37. Cynophilist’s claim overheard in the London area (4,2,4)

Answer: ISLE OF DOGS (i.e. “London area”). “Overheard” indicates homophone. Solution is a homophone of I LOVE DOGS (i.e. a “cynophilist’s claim”). A good clue once you know what a cynophilist is!

39. Lawman taking Young Conservatives on short course in welfare building (3,6)

Answer: DAY CENTRE (i.e. “welfare building”). Solution is DA (i.e. “lawman”, specifically a District Attorney) followed by YC (a recognised abbreviation of “Young Conservatives”) and ENTRE (i.e. “short course” of a meal).
[EDIT: I was a little lax here.
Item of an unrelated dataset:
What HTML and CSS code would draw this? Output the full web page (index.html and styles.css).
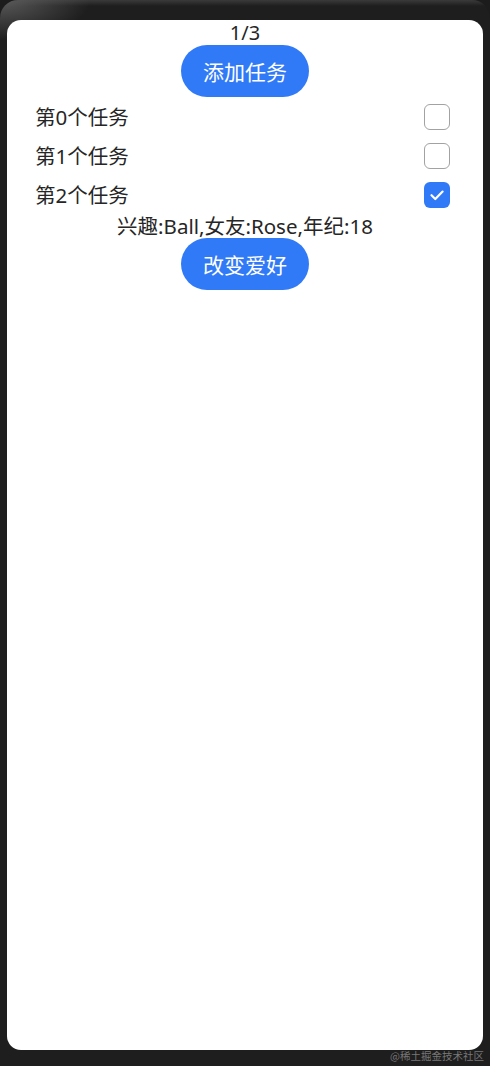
FILE: index.html
```html
<!DOCTYPE html>
<html lang="zh">
<head>
<meta charset="utf-8">
<link rel="stylesheet" href="styles.css">
</head>
<body>
<div class="device">
  <div class="screen">
    <div class="counter">1/3</div>
    <button class="btn">添加任务</button>
    <div class="list">
      <div class="row"><span class="label">第0个任务</span><span class="check"></span></div>
      <div class="row"><span class="label">第1个任务</span><span class="check"></span></div>
      <div class="row"><span class="label">第2个任务</span><span class="check on"><svg viewBox="0 0 26 26" width="26" height="26"><path d="M7.5 13.2 L11.3 17 L18.6 9.6" fill="none" stroke="#fff" stroke-width="2.2" stroke-linecap="round" stroke-linejoin="round"/></svg></span></div>
    </div>
    <div class="info">兴趣:Ball,女友:Rose,年纪:18</div>
    <button class="btn">改变爱好</button>
  </div>
  <div class="watermark">@稀土掘金技术社区</div>
</div>
</body>
</html>
```
FILE: styles.css
```css
html, body {
  margin: 0;
  padding: 0;
}
body {
  background: #1c1c1c;
  font-family: "Noto Sans", "Noto Sans CJK SC", sans-serif;
}
.device {
  position: relative;
  width: 490px;
  height: 1066px;
  box-sizing: border-box;
  padding: 20px 7px 16px 7px;
  background:
    radial-gradient(ellipse 90px 40px at 0 0, #5a5a5a 0%, rgba(90,90,90,0) 100%),
    linear-gradient(to bottom, #3a3a3a 0px, #1e1e1e 6px, #1e1e1e 100%);
  border-radius: 18px 18px 0 0;
}
.screen {
  height: 1030px;
  background: #fff;
  border-radius: 14px;
  display: flex;
  flex-direction: column;
  align-items: center;
  color: #262626;
}
.counter {
  font-size: 20px;
  line-height: 25px;
}
.btn {
  height: 52px;
  padding: 0 22px;
  border: none;
  border-radius: 26px;
  background: #317af7;
  color: #fff;
  font-family: "Noto Sans CJK SC", sans-serif;
  font-size: 21px;
  line-height: 52px;
}
.list {
  align-self: stretch;
  display: flex;
  flex-direction: column;
}
.row {
  height: 39px;
  display: flex;
  align-items: center;
  justify-content: space-between;
  padding: 0 33px 0 28px;
}
.label {
  font-size: 20.5px;
  line-height: 26px;
}
.check {
  width: 26px;
  height: 26px;
  box-sizing: border-box;
  border: 1.5px solid #a2a2a2;
  border-radius: 6px;
  display: flex;
}
.check.on {
  border: none;
  background: #317af7;
}
.info {
  font-size: 20.5px;
  line-height: 24px;
}
.watermark {
  position: absolute;
  right: 6px;
  bottom: 3px;
  font-size: 10.5px;
  color: #777;
  font-family: "Noto Sans CJK SC", sans-serif;
}
```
The ENTRE part should be ENTREE (i.e. “course”) with the last letter removed (indicated by “short”). – LP]

41. Day just about beginning for wizard Potter (8)

Answer: Josiah WEDGWOOD (i.e. “Potter” – no, me neither). Solution is WED (i.e. “day”, specifically a recognised abbreviation of Wednesday) followed by GOOD (i.e. “just”) once it has been placed “about” W (i.e. “beginning for wizard”), like so: WED-G(W)OOD. One gotten solely from the wordplay.

45. I was regularly seen with sea monster in drink (3,3)

Answer: ICE TEA (i.e. “drink”). Solution is IA (i.e. “I was regularly”, i.e. every other letter of I WAS) with CETE (i.e. “sea monster”) placed “inside”, like so: I(CETE)A.

46. They do breakdown of light image consultancy jargon? (6)

Answer: PRISMS (i.e. “they do breakdown of light”). When read as PR ISMS – PR being a recognised abbreviation of Press Release or Public Relations – the solution also satisfies “image consultancy jargon”. I liked this when I finally twigged it.

48. Maybe miss show in the morning, on getting up (5)

Answer: MARIA (i.e. “maybe miss”, as in a girl’s name… ugh, I’m never keen when setters resort to names to help plug the gaps). Solution is AIR (i.e. “[to] show”) followed by AM (i.e. “in the morning”). The whole is then reversed, indicated by “on getting up” – this being a down clue – like so: MA-RIA.

49. Expectant, perhaps, as Afghan model lowers top (2,3)

Answer: IN-PUP (i.e. “expectant, perhaps, as Afghan”, referring to the breed of dog). Solution is PIN-UP (i.e. “model”) with the first letter knocked down a couple of notches (indicated by “lowers top” – this being a down clue).

51. Wood spirit not on alcohol promotion (5)

Answer: DRYAD (i.e. “wood spirit”). Solution is DRY (i.e. “not on alcohol”) followed by AD (i.e. “promotion”, being a recognised abbreviation of “advertisement”).

2 thoughts on “Times Jumbo Cryptic Crossword 1416

  1. Deejay – not a great clue, but I work it as jay =foolish person (ie full of idle chatter) ; Flower of Scotland = Dee
    but the overall answer – deejay – is someone who would put on a tune – in this case ‘flower of scotland’ as played at rugby matches

  2. I didn’t manage to get a copy on Boxing Day, we live miles from anywhere. Saturday’s was fun, if a little tricky, better than the last few weeks.
    Re: WEDGWOOD. He was a potter in the 18th century.